Watching Charlie Wilson’s War is like sitting through a very long episode of The West Wing. Sit back and admire wave after wave of Aaron Sorkin’s glib, knowing banter, his appreciative feel for the rapscallion ways of Beltway politics — until, worn out, you’ll find yourself panting for everyone to pipe down so you can hear yourself think about whether American foreign policy really is all heart and patriotic principle underneath the bluster. Adapted by Sorkin from the best-selling book by the late reporter George Crile, this entertaining romp, directed by Mike Nichols, has elegantly turned bluster to burn, and a host of true-blue American types who don’t even pretend to be flesh and blood. But for a fact-based account of how one rogue congressman connived with a wealthy socialite and a street-smart CIA case officer to chase the Soviets out of Afghanistan in the dying days of the Cold War, the movie’s awareness that it is also the story of how America armed the Taliban comes only as a footnote. Whoopsie!

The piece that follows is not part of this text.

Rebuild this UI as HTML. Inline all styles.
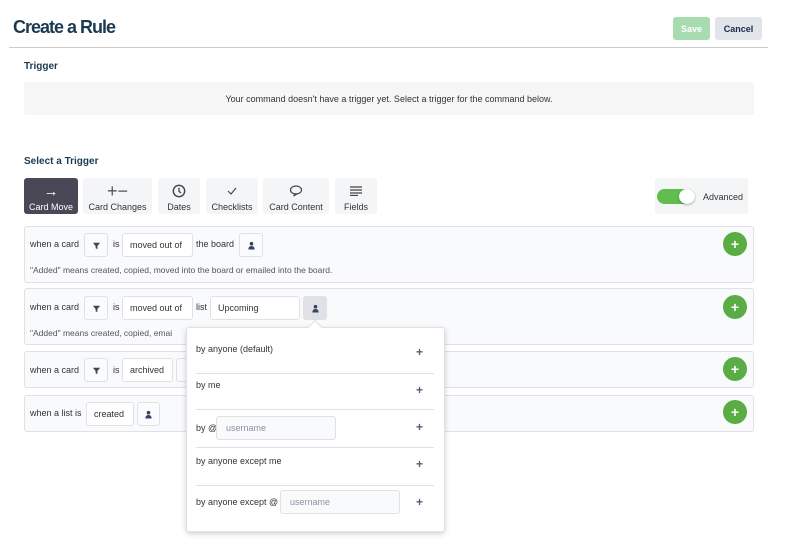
<!DOCTYPE html>
<html><head><style>
*{box-sizing:border-box;margin:0;padding:0}
body{width:797px;height:550px;background:#fff;font-family:"Liberation Sans",sans-serif;color:#172b4d;position:relative;overflow:hidden}
.a{position:absolute}
.t{font-size:9px;color:#333}
.box{position:absolute;border:1px solid #dfe1e6;border-radius:3px;background:#fff;font-size:9px;color:#333;display:flex;align-items:center;padding-left:7px}
.ic{position:absolute;border:1px solid #dfe1e6;border-radius:3px;background:#fafbfc;display:flex;align-items:center;justify-content:center}
.row{position:absolute;left:24px;width:730px;border:1px solid #dfe1e6;border-radius:3px;background:#f9fafc}
.plus{position:absolute;left:723px;width:24px;height:24px;border-radius:50%;background:#5aac44;color:#fff;font-weight:bold;font-size:14px;display:flex;align-items:center;justify-content:center}
.tab{position:absolute;top:178px;height:36px;background:#f4f5f7;border-radius:3px;font-size:9px;color:#333;text-align:center}
.tab .g{height:24px;padding-top:2px;display:flex;align-items:center;justify-content:center;font-size:15px}
.sep{position:absolute;left:196px;width:238px;border-top:1px solid #dfe1e6}
.pp{position:absolute;left:416px;font-size:12px;color:#505f79;font-weight:bold}
.in{position:absolute;border:1px solid #dfe1e6;border-radius:3px;background:#f9fafc;font-size:9px;color:#8993a4;padding-left:9px;display:flex;align-items:center}
</style></head><body>
<div class="a" style="left:13px;top:17px;font-size:18px;font-weight:bold;letter-spacing:-1px;color:#1c3a4f">Create a Rule</div>
<div class="a" style="left:673px;top:17px;width:37px;height:23px;background:#a9dbb0;border-radius:3px;color:#fff;font-size:9px;font-weight:bold;display:flex;align-items:center;justify-content:center">Save</div>
<div class="a" style="left:715px;top:17px;width:47px;height:23px;background:#e1e4e8;border-radius:3px;color:#172b4d;font-size:9px;font-weight:bold;display:flex;align-items:center;justify-content:center">Cancel</div>
<div class="a" style="left:9px;top:47px;width:759px;border-top:1px solid #ccc"></div>
<div class="a" style="left:24px;top:61px;font-size:10px;font-weight:bold;color:#1c3a4f">Trigger</div>
<div class="a" style="left:24px;top:82px;width:730px;height:33px;background:#f6f6f7;border-radius:3px;font-size:9px;color:#333;display:flex;align-items:center;justify-content:center">Your command doesn't have a trigger yet. Select a trigger for the command below.</div>
<div class="a" style="left:24px;top:156px;font-size:10px;font-weight:bold;color:#1c3a4f">Select a Trigger</div>

<div class="tab" style="left:24px;width:54px;background:#4a4757;color:#fff"><div class="g" style="color:#fff">&#8594;</div>Card Move</div>
<div class="tab" style="left:83px;width:69px"><div class="g" style="font-size:18px;color:#555">+&#8722;</div>Card Changes</div>
<div class="tab" style="left:158px;width:42px"><div class="g"><svg width="14" height="14" viewBox="0 0 14 14"><circle cx="7" cy="7" r="5.7" fill="none" stroke="#444" stroke-width="1.4"/><path d="M7 3.8V7.3L9 9" fill="none" stroke="#444" stroke-width="1.3"/></svg></div>Dates</div>
<div class="tab" style="left:206px;width:52px"><div class="g"><svg width="10" height="8" viewBox="0 0 10 8"><path d="M1 4L4 7L9 1" fill="none" stroke="#444" stroke-width="1.1"/></svg></div>Checklists</div>
<div class="tab" style="left:263px;width:66px"><div class="g"><svg width="14" height="12" viewBox="0 0 14 12"><path d="M7 1C3.7 1 1.5 2.8 1.5 5c0 2.2 2.2 3.8 5 3.8L4.5 11 8.3 8.8C11 8.4 12.5 6.8 12.5 5 12.5 2.8 10.3 1 7 1z" fill="none" stroke="#444" stroke-width="1.2"/></svg></div>Card Content</div>
<div class="tab" style="left:335px;width:42px"><div class="g"><svg width="12" height="10" viewBox="0 0 12 10"><path d="M0 1H12M0 4H12M0 7H12M0 9.5H8" stroke="#444" stroke-width="1.2"/></svg></div>Fields</div>

<div class="a" style="left:655px;top:178px;width:93px;height:36px;background:#f4f5f7;border-radius:3px"></div>
<div class="a" style="left:657px;top:189px;width:38px;height:15px;background:#61bd4f;border-radius:8px"></div>
<div class="a" style="left:679px;top:189px;width:16px;height:15px;background:#fff;border-radius:50%;box-shadow:0 1px 2px rgba(0,0,0,.3)"></div>
<div class="a t" style="left:703px;top:192px">Advanced</div>

<svg width="0" height="0" style="position:absolute"><defs>
<symbol id="f" viewBox="0 0 10 10"><path d="M1 2H9L6 5.5V9L4 8V5.5Z" fill="#444"/></symbol>
<symbol id="p" viewBox="0 0 10 10"><circle cx="5" cy="3" r="2" fill="#344563"/><path d="M1.5 9.5Q1.5 5.5 5 5.5Q8.5 5.5 8.5 9.5Z" fill="#344563"/></symbol>
</defs></svg>

<div class="row" style="top:226px;height:57px"></div>
<div class="a t" style="left:30px;top:239px">when a card</div>
<div class="ic" style="left:84px;top:233px;width:24px;height:24px"><svg width="9" height="9"><use href="#f"/></svg></div>
<div class="a t" style="left:113px;top:239px">is</div>
<div class="box" style="left:122px;top:233px;width:71px;height:24px">moved out of</div>
<div class="a t" style="left:196px;top:239px">the board</div>
<div class="ic" style="left:239px;top:233px;width:24px;height:24px"><svg width="9" height="9"><use href="#p"/></svg></div>
<div class="a" style="left:30px;top:265px;font-size:8.5px;color:#555">"Added" means created, copied, moved into the board or emailed into the board.</div>
<div class="plus" style="top:232px">+</div>

<div class="row" style="top:288px;height:57px"></div>
<div class="a t" style="left:30px;top:302px">when a card</div>
<div class="ic" style="left:84px;top:296px;width:24px;height:24px"><svg width="9" height="9"><use href="#f"/></svg></div>
<div class="a t" style="left:113px;top:302px">is</div>
<div class="box" style="left:122px;top:296px;width:71px;height:24px">moved out of</div>
<div class="a t" style="left:196px;top:302px">list</div>
<div class="box" style="left:210px;top:296px;width:90px;height:24px">Upcoming</div>
<div class="ic" style="left:303px;top:296px;width:24px;height:24px;background:#dfe1e6"><svg width="9" height="9"><use href="#p"/></svg></div>
<div class="a" style="left:30px;top:328px;font-size:8.5px;color:#555">"Added" means created, copied, emai</div>
<div class="plus" style="top:295px">+</div>

<div class="row" style="top:351px;height:37px"></div>
<div class="a t" style="left:30px;top:365px">when a card</div>
<div class="ic" style="left:84px;top:358px;width:24px;height:24px"><svg width="9" height="9"><use href="#f"/></svg></div>
<div class="a t" style="left:113px;top:365px">is</div>
<div class="box" style="left:122px;top:358px;width:51px;height:24px">archived</div>
<div class="ic" style="left:176px;top:358px;width:24px;height:24px"></div>
<div class="plus" style="top:357px">+</div>

<div class="row" style="top:395px;height:37px"></div>
<div class="a t" style="left:30px;top:408px">when a list is</div>
<div class="box" style="left:86px;top:402px;width:48px;height:24px">created</div>
<div class="ic" style="left:137px;top:402px;width:23px;height:24px"><svg width="9" height="9"><use href="#p"/></svg></div>
<div class="plus" style="top:400px">+</div>

<div class="a" style="left:186px;top:327px;width:259px;height:205px;background:#fff;border:1px solid #dfe1e6;border-radius:3px;box-shadow:0 2px 6px rgba(0,0,0,.18)"></div>
<div class="a" style="left:310px;top:322px;width:10px;height:10px;background:#fff;border-left:1px solid #dfe1e6;border-top:1px solid #dfe1e6;transform:rotate(45deg)"></div>
<div class="a t" style="left:196px;top:344px">by anyone (default)</div><div class="pp" style="top:345px">+</div>
<div class="sep" style="top:373px"></div>
<div class="a t" style="left:196px;top:380px">by me</div><div class="pp" style="top:383px">+</div>
<div class="sep" style="top:409px"></div>
<div class="a t" style="left:196px;top:423px">by @</div><div class="in" style="left:216px;top:416px;width:120px;height:24px">username</div><div class="pp" style="top:420px">+</div>
<div class="sep" style="top:447px"></div>
<div class="a t" style="left:196px;top:456px">by anyone except me</div><div class="pp" style="top:457px">+</div>
<div class="sep" style="top:485px"></div>
<div class="a t" style="left:196px;top:497px">by anyone except @</div><div class="in" style="left:280px;top:490px;width:120px;height:24px">username</div><div class="pp" style="top:495px">+</div>
</body></html>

When it comes to compassion for those less fortunate at home and abroad, The West Wing’s President Bartlet has nothing on “Good-Time Charlie” Wilson (Tom Hanks), a Democratic Texas congressman whose folksy charm and coked-up cavorting with stacked ladies of the evening belie a razor-sharp mind for detail and a liberal’s love of the underdog. After witnessing firsthand what Russian land mines have done to the children of Kabul, he joins forces with his friend and occasional bedmate, Houston socialite Joanne Herring (Julia Roberts), and the pugnaciously working-class CIA agent Gust Avrakotos (Philip Seymour Hoffman) to drum up millions in arms money and corral a pack of uneasy global bedfellows — Israel, Pakistan, Egypt, to name but a flammable few — for a covert operation to arm the mujahedeen and drive the Russkies out of Afghanistan.

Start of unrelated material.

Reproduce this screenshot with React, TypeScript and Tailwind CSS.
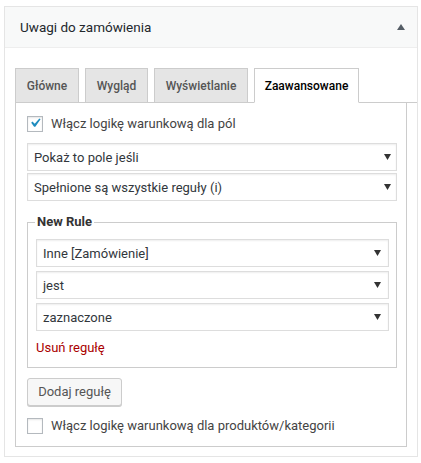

Largely performance-driven, Charlie Wilson’s War will delight anyone old enough to remember Hanks’ debut on television’s Bosom Buddies or his scene-stealing turn as the gruff coach in A League of Their Own. Levity becomes this fine actor, and his cheery élan as Charlie relieves him of a certain stuffiness when he takes on soldierly heroes or mentally challenged innocents. Roberts isn’t old or seasoned enough to play wise old bird, and her piled blond beehive makes this radiant brunette look uncomfortably red and raw. But the dry aside she perfected in Erin Brockovich and the Ocean’s movies comes in handy as she struts the devoutly religious but worldly millionairess who thinks nothing of tucking in for the night with a sinner like Charlie, especially if the outcome is socking it to the Red Peril. Along with Hoffman, backed up behind a big gut and a scary mustache as the temperamental agent whose wily competence sustains an ongoing class war with his Ivy League superiors, the movie boasts a clutch of delicious ancillary performances, among them Amy Adams as Charlie’s wonky, wide-eyed aide, and a hilariously grumpy Om Puri as Pakistani president Zia ul-Haq.

Laden with broad shtick, including a very funny sequence in which Avrakotos is repeatedly shooed out of Charlie’s office while his “Angels” (whose working motto, “You can teach them how to type, but you can’t teach them how to grow tits,” would have blown many an early-1980s feminist gasket) carry out media damage control over Charlie’s escapades, Charlie Wilson’s War is a rollicking populist caper that panders shamelessly to America’s love of the maverick. Charlie is a creature of his time, attractive to audiences now precisely because he recalls an era when genuine eccentrics, as opposed to whey-faced functionaries, roamed the halls of government. (Imagine crowds flocking to Karl Rove: Dressed to Kill or The Many Loves of Larry Craig.) Given the choice, Nichols — along with much of America — will always choose a loose cannon over an ideologue. But there are mavericks and then there are mavericks, and watching Charlie maneuver around the system, you can almost forget, as our current glorious leadership would have you do, that bucking transparency is rarely a good thing. By nature, Nichols is not an affiliated man, and if that makes him a good satirist, it also makes him a potential reactionary by default. Should we really love the evangelizing, virulently commie-baiting Ms. Herring, who three decades earlier would have kept company with a certain senator from Wyoming? See Charlie Wilson’s War as a period movie if you like, but willy-nilly its most potent, if perfunctory, insights look forward to the present, when the Taliban and their al Qaeda pals are doing just dandy, thank you, and Mr. Putin is hoarding a shiny new cache of nukes. Which goes to show what Nichols never shows — not only that plus ça change . . . , but that history’s road to hell is paved less by bad policies or good intentions than by the unintended consequences of both.